▶ Dataset section:
+---+

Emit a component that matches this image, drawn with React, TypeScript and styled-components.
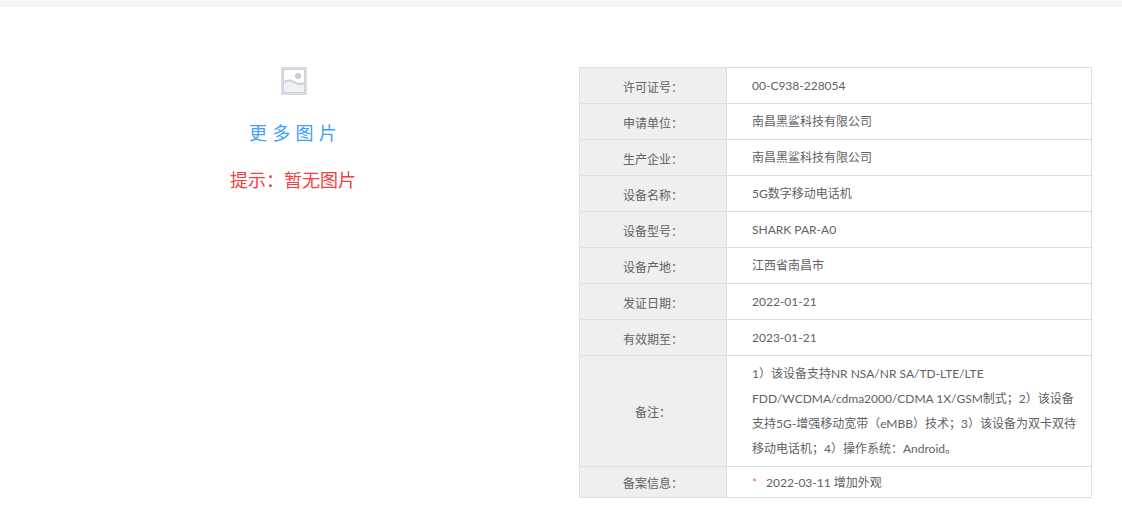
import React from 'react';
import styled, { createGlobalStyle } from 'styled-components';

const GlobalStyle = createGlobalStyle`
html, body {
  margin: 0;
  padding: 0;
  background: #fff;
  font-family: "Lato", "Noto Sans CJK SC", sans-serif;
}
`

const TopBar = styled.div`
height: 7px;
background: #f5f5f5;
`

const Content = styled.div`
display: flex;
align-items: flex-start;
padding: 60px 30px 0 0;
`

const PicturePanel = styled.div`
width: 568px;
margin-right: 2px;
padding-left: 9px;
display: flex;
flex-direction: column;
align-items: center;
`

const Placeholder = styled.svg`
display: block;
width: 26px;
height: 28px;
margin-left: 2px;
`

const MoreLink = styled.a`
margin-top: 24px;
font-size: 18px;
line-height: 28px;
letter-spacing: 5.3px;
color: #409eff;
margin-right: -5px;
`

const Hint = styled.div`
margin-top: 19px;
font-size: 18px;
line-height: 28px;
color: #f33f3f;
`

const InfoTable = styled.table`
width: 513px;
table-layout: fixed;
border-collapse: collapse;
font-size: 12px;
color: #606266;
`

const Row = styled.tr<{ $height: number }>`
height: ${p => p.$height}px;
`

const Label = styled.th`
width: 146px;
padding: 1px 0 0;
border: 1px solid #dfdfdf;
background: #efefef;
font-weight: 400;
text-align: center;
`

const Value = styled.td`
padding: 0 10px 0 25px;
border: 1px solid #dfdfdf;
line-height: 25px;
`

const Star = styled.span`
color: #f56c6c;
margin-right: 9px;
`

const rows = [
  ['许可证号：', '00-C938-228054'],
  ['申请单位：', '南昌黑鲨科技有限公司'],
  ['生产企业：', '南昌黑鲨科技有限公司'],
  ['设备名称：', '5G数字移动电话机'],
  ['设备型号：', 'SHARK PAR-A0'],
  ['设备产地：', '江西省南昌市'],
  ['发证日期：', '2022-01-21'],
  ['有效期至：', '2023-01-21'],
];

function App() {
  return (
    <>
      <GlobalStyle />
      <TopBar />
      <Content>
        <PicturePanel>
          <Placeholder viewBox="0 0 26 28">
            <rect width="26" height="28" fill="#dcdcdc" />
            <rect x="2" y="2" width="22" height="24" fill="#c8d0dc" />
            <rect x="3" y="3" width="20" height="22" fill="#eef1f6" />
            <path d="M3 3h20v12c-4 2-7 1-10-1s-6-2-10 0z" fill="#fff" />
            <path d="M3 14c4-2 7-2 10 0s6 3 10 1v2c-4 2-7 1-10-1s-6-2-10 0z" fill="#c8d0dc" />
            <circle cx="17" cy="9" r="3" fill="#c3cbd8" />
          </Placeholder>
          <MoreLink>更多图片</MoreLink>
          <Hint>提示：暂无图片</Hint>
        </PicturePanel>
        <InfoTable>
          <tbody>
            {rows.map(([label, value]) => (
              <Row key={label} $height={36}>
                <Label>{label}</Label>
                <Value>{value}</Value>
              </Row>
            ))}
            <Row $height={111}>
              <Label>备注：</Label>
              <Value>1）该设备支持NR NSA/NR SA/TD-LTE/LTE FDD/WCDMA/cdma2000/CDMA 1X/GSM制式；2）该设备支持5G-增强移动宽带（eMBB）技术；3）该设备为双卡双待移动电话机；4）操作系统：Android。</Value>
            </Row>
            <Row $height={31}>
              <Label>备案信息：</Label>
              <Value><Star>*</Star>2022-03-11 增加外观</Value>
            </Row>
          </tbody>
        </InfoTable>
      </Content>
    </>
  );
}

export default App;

+---+

▶ Work instructions: Collect the lines of the data that carry the word "React".

▶ Correct output:
Emit a component that matches this image, drawn with React, TypeScript and styled-components.
import React from 'react';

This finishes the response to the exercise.